* _Data for processing_
-------------------------

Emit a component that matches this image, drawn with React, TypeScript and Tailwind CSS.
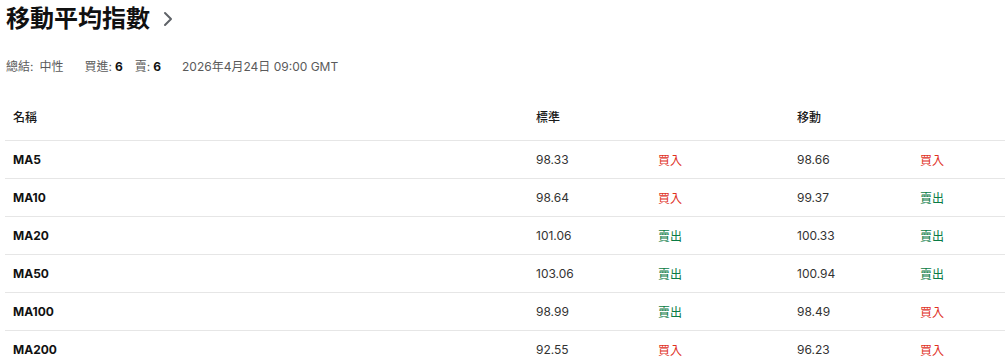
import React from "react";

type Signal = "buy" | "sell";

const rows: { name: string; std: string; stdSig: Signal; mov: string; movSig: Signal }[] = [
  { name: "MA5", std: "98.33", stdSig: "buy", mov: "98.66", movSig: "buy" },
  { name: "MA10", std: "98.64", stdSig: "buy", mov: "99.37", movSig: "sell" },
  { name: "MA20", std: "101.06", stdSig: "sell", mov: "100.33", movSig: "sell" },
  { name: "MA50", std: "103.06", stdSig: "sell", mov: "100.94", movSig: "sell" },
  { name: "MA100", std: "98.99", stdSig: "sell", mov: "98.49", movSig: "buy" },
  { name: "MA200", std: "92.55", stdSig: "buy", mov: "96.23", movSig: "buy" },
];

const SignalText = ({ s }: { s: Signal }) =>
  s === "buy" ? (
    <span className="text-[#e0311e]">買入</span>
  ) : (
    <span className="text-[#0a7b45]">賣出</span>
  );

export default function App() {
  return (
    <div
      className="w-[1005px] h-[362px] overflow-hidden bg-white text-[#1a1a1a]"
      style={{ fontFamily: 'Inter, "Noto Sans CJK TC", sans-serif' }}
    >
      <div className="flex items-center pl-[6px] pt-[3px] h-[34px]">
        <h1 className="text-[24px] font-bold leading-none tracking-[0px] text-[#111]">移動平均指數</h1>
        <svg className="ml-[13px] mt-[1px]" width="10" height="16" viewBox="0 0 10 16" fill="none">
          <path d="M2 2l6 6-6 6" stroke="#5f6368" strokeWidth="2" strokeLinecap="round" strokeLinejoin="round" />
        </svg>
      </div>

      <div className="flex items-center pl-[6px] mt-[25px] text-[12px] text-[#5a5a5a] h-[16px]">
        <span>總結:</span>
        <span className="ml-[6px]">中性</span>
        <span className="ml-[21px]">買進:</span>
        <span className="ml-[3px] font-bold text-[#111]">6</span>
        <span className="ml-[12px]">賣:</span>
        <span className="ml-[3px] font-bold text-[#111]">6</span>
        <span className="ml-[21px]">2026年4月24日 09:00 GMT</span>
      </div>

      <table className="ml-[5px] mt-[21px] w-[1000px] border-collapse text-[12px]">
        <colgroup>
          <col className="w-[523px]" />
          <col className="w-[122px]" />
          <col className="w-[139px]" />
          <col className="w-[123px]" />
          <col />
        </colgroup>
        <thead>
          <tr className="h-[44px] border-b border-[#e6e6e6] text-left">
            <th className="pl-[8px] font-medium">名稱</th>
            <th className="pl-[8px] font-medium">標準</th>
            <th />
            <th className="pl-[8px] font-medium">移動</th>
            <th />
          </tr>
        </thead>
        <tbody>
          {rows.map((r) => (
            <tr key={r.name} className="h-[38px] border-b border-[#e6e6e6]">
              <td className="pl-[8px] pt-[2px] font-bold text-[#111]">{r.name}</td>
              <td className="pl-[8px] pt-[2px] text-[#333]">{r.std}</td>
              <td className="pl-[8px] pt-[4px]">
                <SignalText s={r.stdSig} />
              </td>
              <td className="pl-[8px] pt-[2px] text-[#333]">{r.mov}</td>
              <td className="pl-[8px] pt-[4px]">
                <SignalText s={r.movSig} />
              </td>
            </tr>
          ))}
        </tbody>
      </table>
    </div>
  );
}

-------------------------

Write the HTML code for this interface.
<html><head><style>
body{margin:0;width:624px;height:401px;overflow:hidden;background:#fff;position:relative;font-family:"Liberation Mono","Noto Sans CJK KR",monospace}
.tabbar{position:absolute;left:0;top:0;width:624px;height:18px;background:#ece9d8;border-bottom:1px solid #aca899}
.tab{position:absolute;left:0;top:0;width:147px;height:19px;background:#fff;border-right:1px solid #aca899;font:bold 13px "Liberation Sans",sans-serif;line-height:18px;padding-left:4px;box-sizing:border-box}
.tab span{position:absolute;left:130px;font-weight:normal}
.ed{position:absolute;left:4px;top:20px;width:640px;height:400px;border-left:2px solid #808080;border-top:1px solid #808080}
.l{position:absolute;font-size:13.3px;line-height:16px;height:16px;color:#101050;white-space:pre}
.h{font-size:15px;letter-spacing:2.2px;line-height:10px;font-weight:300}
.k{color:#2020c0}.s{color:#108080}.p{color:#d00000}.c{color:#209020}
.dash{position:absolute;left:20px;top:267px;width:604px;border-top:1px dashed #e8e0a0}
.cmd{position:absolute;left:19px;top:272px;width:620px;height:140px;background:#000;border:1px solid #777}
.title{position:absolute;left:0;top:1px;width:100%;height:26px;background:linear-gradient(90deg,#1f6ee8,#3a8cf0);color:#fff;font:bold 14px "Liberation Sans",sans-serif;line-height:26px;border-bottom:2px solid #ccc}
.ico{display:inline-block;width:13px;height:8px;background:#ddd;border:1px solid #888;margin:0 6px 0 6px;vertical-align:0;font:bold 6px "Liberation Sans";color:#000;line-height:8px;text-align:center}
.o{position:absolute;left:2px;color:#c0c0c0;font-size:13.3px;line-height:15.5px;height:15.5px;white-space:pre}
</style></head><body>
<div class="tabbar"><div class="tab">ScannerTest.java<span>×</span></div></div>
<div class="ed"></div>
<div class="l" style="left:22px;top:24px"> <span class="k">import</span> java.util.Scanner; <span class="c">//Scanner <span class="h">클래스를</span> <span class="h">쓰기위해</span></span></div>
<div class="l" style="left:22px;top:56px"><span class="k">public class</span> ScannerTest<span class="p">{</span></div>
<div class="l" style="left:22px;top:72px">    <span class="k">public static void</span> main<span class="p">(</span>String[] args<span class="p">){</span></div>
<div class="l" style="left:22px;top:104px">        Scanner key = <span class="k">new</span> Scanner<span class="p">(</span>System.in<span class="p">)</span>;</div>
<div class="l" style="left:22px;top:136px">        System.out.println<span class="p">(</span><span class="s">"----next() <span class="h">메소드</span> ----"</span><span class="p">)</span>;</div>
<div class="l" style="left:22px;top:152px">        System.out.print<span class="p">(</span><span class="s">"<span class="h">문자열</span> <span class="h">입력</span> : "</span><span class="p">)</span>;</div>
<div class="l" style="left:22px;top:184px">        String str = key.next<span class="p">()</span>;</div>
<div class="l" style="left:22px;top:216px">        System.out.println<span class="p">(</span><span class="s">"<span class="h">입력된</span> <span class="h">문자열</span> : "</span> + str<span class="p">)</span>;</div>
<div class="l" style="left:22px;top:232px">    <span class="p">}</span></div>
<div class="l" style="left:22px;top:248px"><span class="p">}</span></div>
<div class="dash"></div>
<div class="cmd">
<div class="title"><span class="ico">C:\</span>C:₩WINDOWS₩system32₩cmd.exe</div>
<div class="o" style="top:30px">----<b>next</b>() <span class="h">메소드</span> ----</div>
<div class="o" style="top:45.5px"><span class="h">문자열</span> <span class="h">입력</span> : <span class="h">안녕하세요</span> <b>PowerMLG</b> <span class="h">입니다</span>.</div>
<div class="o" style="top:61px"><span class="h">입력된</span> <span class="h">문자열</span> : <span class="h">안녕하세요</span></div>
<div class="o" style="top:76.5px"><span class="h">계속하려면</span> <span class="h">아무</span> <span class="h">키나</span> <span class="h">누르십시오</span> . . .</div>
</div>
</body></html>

-------------------------

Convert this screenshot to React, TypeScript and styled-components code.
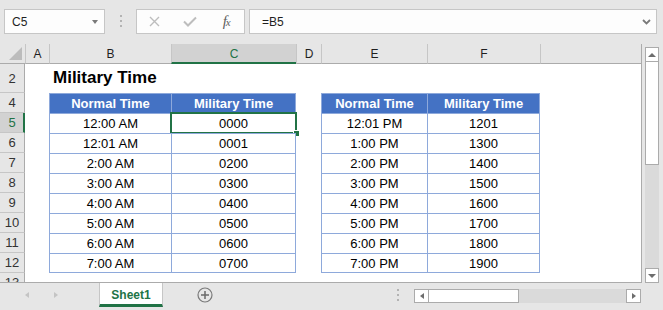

-------------------------

Check each line of the entries above for the word "code". List the ones that have it.

Write the HTML code for this interface.
Convert this screenshot to React, TypeScript and styled-components code.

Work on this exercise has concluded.